All of the material below is to be restated word for word, apart from the pictures.
--- START Provided data ---
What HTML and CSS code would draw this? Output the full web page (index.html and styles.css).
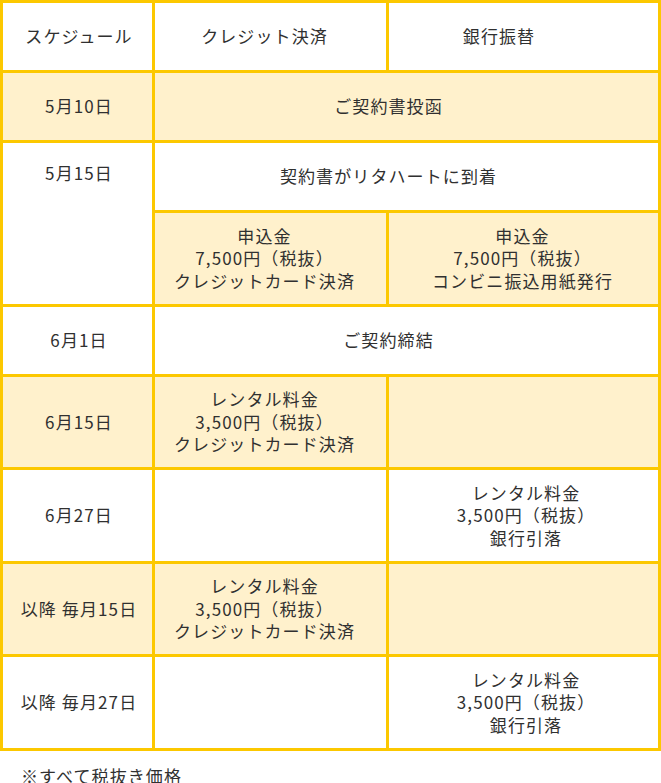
FILE: index.html
```html
<!DOCTYPE html>
<html lang="ja">
<head>
<meta charset="utf-8">
<title>スケジュール</title>
<link rel="stylesheet" href="styles.css">
</head>
<body>
<table class="schedule">
  <colgroup>
    <col class="c1">
    <col class="c2">
    <col class="c3">
  </colgroup>
  <tr class="single">
    <td class="date">スケジュール</td>
    <td class="credit">クレジット決済</td>
    <td class="bank-head">銀行振替</td>
  </tr>
  <tr class="single fill">
    <td class="date">5月10日</td>
    <td colspan="2" class="wide">ご契約書投函</td>
  </tr>
  <tr class="single">
    <td rowspan="2" class="date top">5月15日</td>
    <td colspan="2" class="wide">契約書がリタハートに到着</td>
  </tr>
  <tr class="fill">
    <td class="credit">申込金<br>7,500円（税抜）<br>クレジットカード決済</td>
    <td class="bank fee">申込金<br>7,500円（税抜）<br>コンビニ振込用紙発行</td>
  </tr>
  <tr class="single">
    <td class="date">6月1日</td>
    <td colspan="2" class="wide">ご契約締結</td>
  </tr>
  <tr class="fill">
    <td class="date">6月15日</td>
    <td class="credit">レンタル料金<br>3,500円（税抜）<br>クレジットカード決済</td>
    <td class="bank"></td>
  </tr>
  <tr>
    <td class="date">6月27日</td>
    <td class="credit"></td>
    <td class="bank">レンタル料金<br>3,500円（税抜）<br>銀行引落</td>
  </tr>
  <tr class="fill">
    <td class="date">以降 毎月15日</td>
    <td class="credit">レンタル料金<br>3,500円（税抜）<br>クレジットカード決済</td>
    <td class="bank"></td>
  </tr>
  <tr>
    <td class="date">以降 毎月27日</td>
    <td class="credit"></td>
    <td class="bank">レンタル料金<br>3,500円（税抜）<br>銀行引落</td>
  </tr>
</table>
<p class="note">※すべて税抜き価格</p>
</body>
</html>
```
FILE: styles.css
```css
html, body {
  margin: 0;
  padding: 0;
  background: #ffffff;
}
body {
  font-family: "Noto Sans CJK JP", "Noto Sans", sans-serif;
  font-size: 17px;
  line-height: 22.5px;
  letter-spacing: 1.1px;
  color: #303030;
}
.schedule {
  width: 661px;
  table-layout: fixed;
  border-collapse: separate;
  border-spacing: 0;
  border-top: 3px solid #fcc800;
  border-left: 3px solid #fcc800;
}
.c1 { width: 152px; }
.c2 { width: 234px; }
.c3 { width: 272px; }
.schedule td {
  box-sizing: border-box;
  border-right: 3px solid #fcc800;
  border-bottom: 3px solid #fcc800;
  padding: 11.5px 4px;
  text-align: center;
  vertical-align: middle;
  background: #ffffff;
}
.schedule td.date {
  padding-left: 6px;
  padding-right: 3px;
}
.schedule td.credit {
  padding-left: 4px;
  padding-right: 16px;
}
.schedule td.bank {
  padding-left: 9px;
  padding-right: 4px;
}
.schedule td.bank.fee {
  padding-left: 4px;
  padding-right: 6px;
}
.schedule td.bank-head {
  padding-left: 4px;
  padding-right: 53px;
}
.schedule td.wide {
  padding-left: 4px;
  padding-right: 40px;
}
.schedule .single td {
  height: 70px;
}
.schedule .fill td {
  background: #fff1cc;
}
.schedule td.top {
  vertical-align: top;
  padding-top: 19px;
  background: #ffffff;
}
.note {
  margin: 14px 0 0;
  padding-left: 21px;
}
```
--- END Provided data ---
> **Finished task**:
What HTML and CSS code would draw this? Output the full web page (index.html and styles.css).
FILE: index.html
```html
<!DOCTYPE html>
<html lang="ja">
<head>
<meta charset="utf-8">
<title>スケジュール</title>
<link rel="stylesheet" href="styles.css">
</head>
<body>
<table class="schedule">
  <colgroup>
    <col class="c1">
    <col class="c2">
    <col class="c3">
  </colgroup>
  <tr class="single">
    <td class="date">スケジュール</td>
    <td class="credit">クレジット決済</td>
    <td class="bank-head">銀行振替</td>
  </tr>
  <tr class="single fill">
    <td class="date">5月10日</td>
    <td colspan="2" class="wide">ご契約書投函</td>
  </tr>
  <tr class="single">
    <td rowspan="2" class="date top">5月15日</td>
    <td colspan="2" class="wide">契約書がリタハートに到着</td>
  </tr>
  <tr class="fill">
    <td class="credit">申込金<br>7,500円（税抜）<br>クレジットカード決済</td>
    <td class="bank fee">申込金<br>7,500円（税抜）<br>コンビニ振込用紙発行</td>
  </tr>
  <tr class="single">
    <td class="date">6月1日</td>
    <td colspan="2" class="wide">ご契約締結</td>
  </tr>
  <tr class="fill">
    <td class="date">6月15日</td>
    <td class="credit">レンタル料金<br>3,500円（税抜）<br>クレジットカード決済</td>
    <td class="bank"></td>
  </tr>
  <tr>
    <td class="date">6月27日</td>
    <td class="credit"></td>
    <td class="bank">レンタル料金<br>3,500円（税抜）<br>銀行引落</td>
  </tr>
  <tr class="fill">
    <td class="date">以降 毎月15日</td>
    <td class="credit">レンタル料金<br>3,500円（税抜）<br>クレジットカード決済</td>
    <td class="bank"></td>
  </tr>
  <tr>
    <td class="date">以降 毎月27日</td>
    <td class="credit"></td>
    <td class="bank">レンタル料金<br>3,500円（税抜）<br>銀行引落</td>
  </tr>
</table>
<p class="note">※すべて税抜き価格</p>
</body>
</html>
```
FILE: styles.css
```css
html, body {
  margin: 0;
  padding: 0;
  background: #ffffff;
}
body {
  font-family: "Noto Sans CJK JP", "Noto Sans", sans-serif;
  font-size: 17px;
  line-height: 22.5px;
  letter-spacing: 1.1px;
  color: #303030;
}
.schedule {
  width: 661px;
  table-layout: fixed;
  border-collapse: separate;
  border-spacing: 0;
  border-top: 3px solid #fcc800;
  border-left: 3px solid #fcc800;
}
.c1 { width: 152px; }
.c2 { width: 234px; }
.c3 { width: 272px; }
.schedule td {
  box-sizing: border-box;
  border-right: 3px solid #fcc800;
  border-bottom: 3px solid #fcc800;
  padding: 11.5px 4px;
  text-align: center;
  vertical-align: middle;
  background: #ffffff;
}
.schedule td.date {
  padding-left: 6px;
  padding-right: 3px;
}
.schedule td.credit {
  padding-left: 4px;
  padding-right: 16px;
}
.schedule td.bank {
  padding-left: 9px;
  padding-right: 4px;
}
.schedule td.bank.fee {
  padding-left: 4px;
  padding-right: 6px;
}
.schedule td.bank-head {
  padding-left: 4px;
  padding-right: 53px;
}
.schedule td.wide {
  padding-left: 4px;
  padding-right: 40px;
}
.schedule .single td {
  height: 70px;
}
.schedule .fill td {
  background: #fff1cc;
}
.schedule td.top {
  vertical-align: top;
  padding-top: 19px;
  background: #ffffff;
}
.note {
  margin: 14px 0 0;
  padding-left: 21px;
}
```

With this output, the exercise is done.